WORK REQUIRED - Would you transcribe the listing that follows, character for character, and omit its images?

PROVIDED DATA -
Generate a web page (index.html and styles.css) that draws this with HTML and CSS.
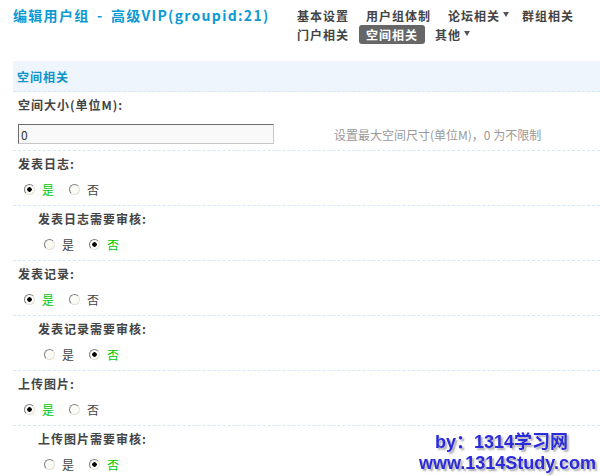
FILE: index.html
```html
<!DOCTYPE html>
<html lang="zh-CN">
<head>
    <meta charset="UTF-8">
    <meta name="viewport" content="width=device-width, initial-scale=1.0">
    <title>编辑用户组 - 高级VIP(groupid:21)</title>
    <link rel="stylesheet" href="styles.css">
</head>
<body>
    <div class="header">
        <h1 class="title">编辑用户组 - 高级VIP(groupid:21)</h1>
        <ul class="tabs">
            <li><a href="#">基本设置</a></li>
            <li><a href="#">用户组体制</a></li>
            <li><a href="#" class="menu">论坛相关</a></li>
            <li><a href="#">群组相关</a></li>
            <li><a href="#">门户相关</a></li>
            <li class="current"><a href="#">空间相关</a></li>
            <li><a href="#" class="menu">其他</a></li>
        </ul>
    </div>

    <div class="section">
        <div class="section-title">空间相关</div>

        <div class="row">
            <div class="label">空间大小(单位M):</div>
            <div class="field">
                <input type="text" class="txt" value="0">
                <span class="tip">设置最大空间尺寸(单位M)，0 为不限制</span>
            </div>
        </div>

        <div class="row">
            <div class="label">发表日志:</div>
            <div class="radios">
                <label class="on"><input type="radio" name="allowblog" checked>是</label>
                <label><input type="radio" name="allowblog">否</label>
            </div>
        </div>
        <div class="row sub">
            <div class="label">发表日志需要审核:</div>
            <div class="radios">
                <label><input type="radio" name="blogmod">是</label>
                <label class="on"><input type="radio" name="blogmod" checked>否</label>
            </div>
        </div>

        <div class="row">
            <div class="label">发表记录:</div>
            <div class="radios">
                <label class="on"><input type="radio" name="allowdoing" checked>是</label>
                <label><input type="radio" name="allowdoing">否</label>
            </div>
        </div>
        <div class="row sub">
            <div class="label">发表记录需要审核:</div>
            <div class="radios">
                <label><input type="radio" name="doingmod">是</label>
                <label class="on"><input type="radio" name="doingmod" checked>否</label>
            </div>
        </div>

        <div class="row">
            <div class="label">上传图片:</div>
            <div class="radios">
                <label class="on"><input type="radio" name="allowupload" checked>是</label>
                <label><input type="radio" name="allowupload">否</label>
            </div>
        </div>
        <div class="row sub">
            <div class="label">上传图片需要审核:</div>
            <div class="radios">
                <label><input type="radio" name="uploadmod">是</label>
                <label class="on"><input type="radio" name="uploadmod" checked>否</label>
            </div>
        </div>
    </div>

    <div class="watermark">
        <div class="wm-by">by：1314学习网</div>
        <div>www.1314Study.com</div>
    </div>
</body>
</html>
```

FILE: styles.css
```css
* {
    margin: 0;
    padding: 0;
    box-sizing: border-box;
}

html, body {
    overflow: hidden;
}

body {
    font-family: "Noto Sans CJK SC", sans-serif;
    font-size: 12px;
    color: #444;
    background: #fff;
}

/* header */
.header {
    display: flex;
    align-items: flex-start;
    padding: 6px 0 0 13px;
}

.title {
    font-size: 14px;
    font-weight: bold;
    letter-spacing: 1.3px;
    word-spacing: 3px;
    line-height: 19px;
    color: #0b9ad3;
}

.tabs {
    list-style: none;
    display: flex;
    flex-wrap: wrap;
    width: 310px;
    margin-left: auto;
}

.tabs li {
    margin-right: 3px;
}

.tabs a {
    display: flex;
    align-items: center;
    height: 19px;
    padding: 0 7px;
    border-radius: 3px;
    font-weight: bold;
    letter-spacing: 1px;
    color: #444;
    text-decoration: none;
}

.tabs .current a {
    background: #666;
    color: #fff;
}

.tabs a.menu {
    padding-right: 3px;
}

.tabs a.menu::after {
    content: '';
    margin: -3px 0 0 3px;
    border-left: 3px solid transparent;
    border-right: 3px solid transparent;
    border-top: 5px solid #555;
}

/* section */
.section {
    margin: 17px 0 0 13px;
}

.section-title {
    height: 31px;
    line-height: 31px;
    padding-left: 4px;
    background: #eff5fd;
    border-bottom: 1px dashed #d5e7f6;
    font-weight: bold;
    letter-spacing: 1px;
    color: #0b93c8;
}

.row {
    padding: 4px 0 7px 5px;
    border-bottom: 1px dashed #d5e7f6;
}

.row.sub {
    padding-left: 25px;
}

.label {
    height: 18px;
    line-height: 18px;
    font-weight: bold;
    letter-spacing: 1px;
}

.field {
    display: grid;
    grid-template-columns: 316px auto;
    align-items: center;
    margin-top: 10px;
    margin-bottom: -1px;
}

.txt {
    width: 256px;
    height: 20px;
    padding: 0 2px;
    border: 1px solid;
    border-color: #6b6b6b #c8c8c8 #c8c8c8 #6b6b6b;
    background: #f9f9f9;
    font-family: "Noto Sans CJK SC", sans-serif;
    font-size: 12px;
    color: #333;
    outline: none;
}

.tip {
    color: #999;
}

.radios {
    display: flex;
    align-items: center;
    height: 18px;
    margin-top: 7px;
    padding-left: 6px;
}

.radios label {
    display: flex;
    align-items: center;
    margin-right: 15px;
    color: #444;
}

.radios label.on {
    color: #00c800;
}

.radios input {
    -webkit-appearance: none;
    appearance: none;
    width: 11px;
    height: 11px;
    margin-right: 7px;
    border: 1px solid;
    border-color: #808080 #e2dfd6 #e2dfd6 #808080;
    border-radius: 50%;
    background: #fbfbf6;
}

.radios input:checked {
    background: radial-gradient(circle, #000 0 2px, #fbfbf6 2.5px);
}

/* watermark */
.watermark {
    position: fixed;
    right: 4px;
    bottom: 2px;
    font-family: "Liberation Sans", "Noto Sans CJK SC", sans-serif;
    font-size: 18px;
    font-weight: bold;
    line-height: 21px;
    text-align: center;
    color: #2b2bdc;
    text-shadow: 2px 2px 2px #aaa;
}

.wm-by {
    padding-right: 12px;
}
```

TASK RESULT -
Generate a web page (index.html and styles.css) that draws this with HTML and CSS.
FILE: index.html
```html
<!DOCTYPE html>
<html lang="zh-CN">
<head>
    <meta charset="UTF-8">
    <meta name="viewport" content="width=device-width, initial-scale=1.0">
    <title>编辑用户组 - 高级VIP(groupid:21)</title>
    <link rel="stylesheet" href="styles.css">
</head>
<body>
    <div class="header">
        <h1 class="title">编辑用户组 - 高级VIP(groupid:21)</h1>
        <ul class="tabs">
            <li><a href="#">基本设置</a></li>
            <li><a href="#">用户组体制</a></li>
            <li><a href="#" class="menu">论坛相关</a></li>
            <li><a href="#">群组相关</a></li>
            <li><a href="#">门户相关</a></li>
            <li class="current"><a href="#">空间相关</a></li>
            <li><a href="#" class="menu">其他</a></li>
        </ul>
    </div>

    <div class="section">
        <div class="section-title">空间相关</div>

        <div class="row">
            <div class="label">空间大小(单位M):</div>
            <div class="field">
                <input type="text" class="txt" value="0">
                <span class="tip">设置最大空间尺寸(单位M)，0 为不限制</span>
            </div>
        </div>

        <div class="row">
            <div class="label">发表日志:</div>
            <div class="radios">
                <label class="on"><input type="radio" name="allowblog" checked>是</label>
                <label><input type="radio" name="allowblog">否</label>
            </div>
        </div>
        <div class="row sub">
            <div class="label">发表日志需要审核:</div>
            <div class="radios">
                <label><input type="radio" name="blogmod">是</label>
                <label class="on"><input type="radio" name="blogmod" checked>否</label>
            </div>
        </div>

        <div class="row">
            <div class="label">发表记录:</div>
            <div class="radios">
                <label class="on"><input type="radio" name="allowdoing" checked>是</label>
                <label><input type="radio" name="allowdoing">否</label>
            </div>
        </div>
        <div class="row sub">
            <div class="label">发表记录需要审核:</div>
            <div class="radios">
                <label><input type="radio" name="doingmod">是</label>
                <label class="on"><input type="radio" name="doingmod" checked>否</label>
            </div>
        </div>

        <div class="row">
            <div class="label">上传图片:</div>
            <div class="radios">
                <label class="on"><input type="radio" name="allowupload" checked>是</label>
                <label><input type="radio" name="allowupload">否</label>
            </div>
        </div>
        <div class="row sub">
            <div class="label">上传图片需要审核:</div>
            <div class="radios">
                <label><input type="radio" name="uploadmod">是</label>
                <label class="on"><input type="radio" name="uploadmod" checked>否</label>
            </div>
        </div>
    </div>

    <div class="watermark">
        <div class="wm-by">by：1314学习网</div>
        <div>www.1314Study.com</div>
    </div>
</body>
</html>
```

FILE: styles.css
```css
* {
    margin: 0;
    padding: 0;
    box-sizing: border-box;
}

html, body {
    overflow: hidden;
}

body {
    font-family: "Noto Sans CJK SC", sans-serif;
    font-size: 12px;
    color: #444;
    background: #fff;
}

/* header */
.header {
    display: flex;
    align-items: flex-start;
    padding: 6px 0 0 13px;
}

.title {
    font-size: 14px;
    font-weight: bold;
    letter-spacing: 1.3px;
    word-spacing: 3px;
    line-height: 19px;
    color: #0b9ad3;
}

.tabs {
    list-style: none;
    display: flex;
    flex-wrap: wrap;
    width: 310px;
    margin-left: auto;
}

.tabs li {
    margin-right: 3px;
}

.tabs a {
    display: flex;
    align-items: center;
    height: 19px;
    padding: 0 7px;
    border-radius: 3px;
    font-weight: bold;
    letter-spacing: 1px;
    color: #444;
    text-decoration: none;
}

.tabs .current a {
    background: #666;
    color: #fff;
}

.tabs a.menu {
    padding-right: 3px;
}

.tabs a.menu::after {
    content: '';
    margin: -3px 0 0 3px;
    border-left: 3px solid transparent;
    border-right: 3px solid transparent;
    border-top: 5px solid #555;
}

/* section */
.section {
    margin: 17px 0 0 13px;
}

.section-title {
    height: 31px;
    line-height: 31px;
    padding-left: 4px;
    background: #eff5fd;
    border-bottom: 1px dashed #d5e7f6;
    font-weight: bold;
    letter-spacing: 1px;
    color: #0b93c8;
}

.row {
    padding: 4px 0 7px 5px;
    border-bottom: 1px dashed #d5e7f6;
}

.row.sub {
    padding-left: 25px;
}

.label {
    height: 18px;
    line-height: 18px;
    font-weight: bold;
    letter-spacing: 1px;
}

.field {
    display: grid;
    grid-template-columns: 316px auto;
    align-items: center;
    margin-top: 10px;
    margin-bottom: -1px;
}

.txt {
    width: 256px;
    height: 20px;
    padding: 0 2px;
    border: 1px solid;
    border-color: #6b6b6b #c8c8c8 #c8c8c8 #6b6b6b;
    background: #f9f9f9;
    font-family: "Noto Sans CJK SC", sans-serif;
    font-size: 12px;
    color: #333;
    outline: none;
}

.tip {
    color: #999;
}

.radios {
    display: flex;
    align-items: center;
    height: 18px;
    margin-top: 7px;
    padding-left: 6px;
}

.radios label {
    display: flex;
    align-items: center;
    margin-right: 15px;
    color: #444;
}

.radios label.on {
    color: #00c800;
}

.radios input {
    -webkit-appearance: none;
    appearance: none;
    width: 11px;
    height: 11px;
    margin-right: 7px;
    border: 1px solid;
    border-color: #808080 #e2dfd6 #e2dfd6 #808080;
    border-radius: 50%;
    background: #fbfbf6;
}

.radios input:checked {
    background: radial-gradient(circle, #000 0 2px, #fbfbf6 2.5px);
}

/* watermark */
.watermark {
    position: fixed;
    right: 4px;
    bottom: 2px;
    font-family: "Liberation Sans", "Noto Sans CJK SC", sans-serif;
    font-size: 18px;
    font-weight: bold;
    line-height: 21px;
    text-align: center;
    color: #2b2bdc;
    text-shadow: 2px 2px 2px #aaa;
}

.wm-by {
    padding-right: 12px;
}
```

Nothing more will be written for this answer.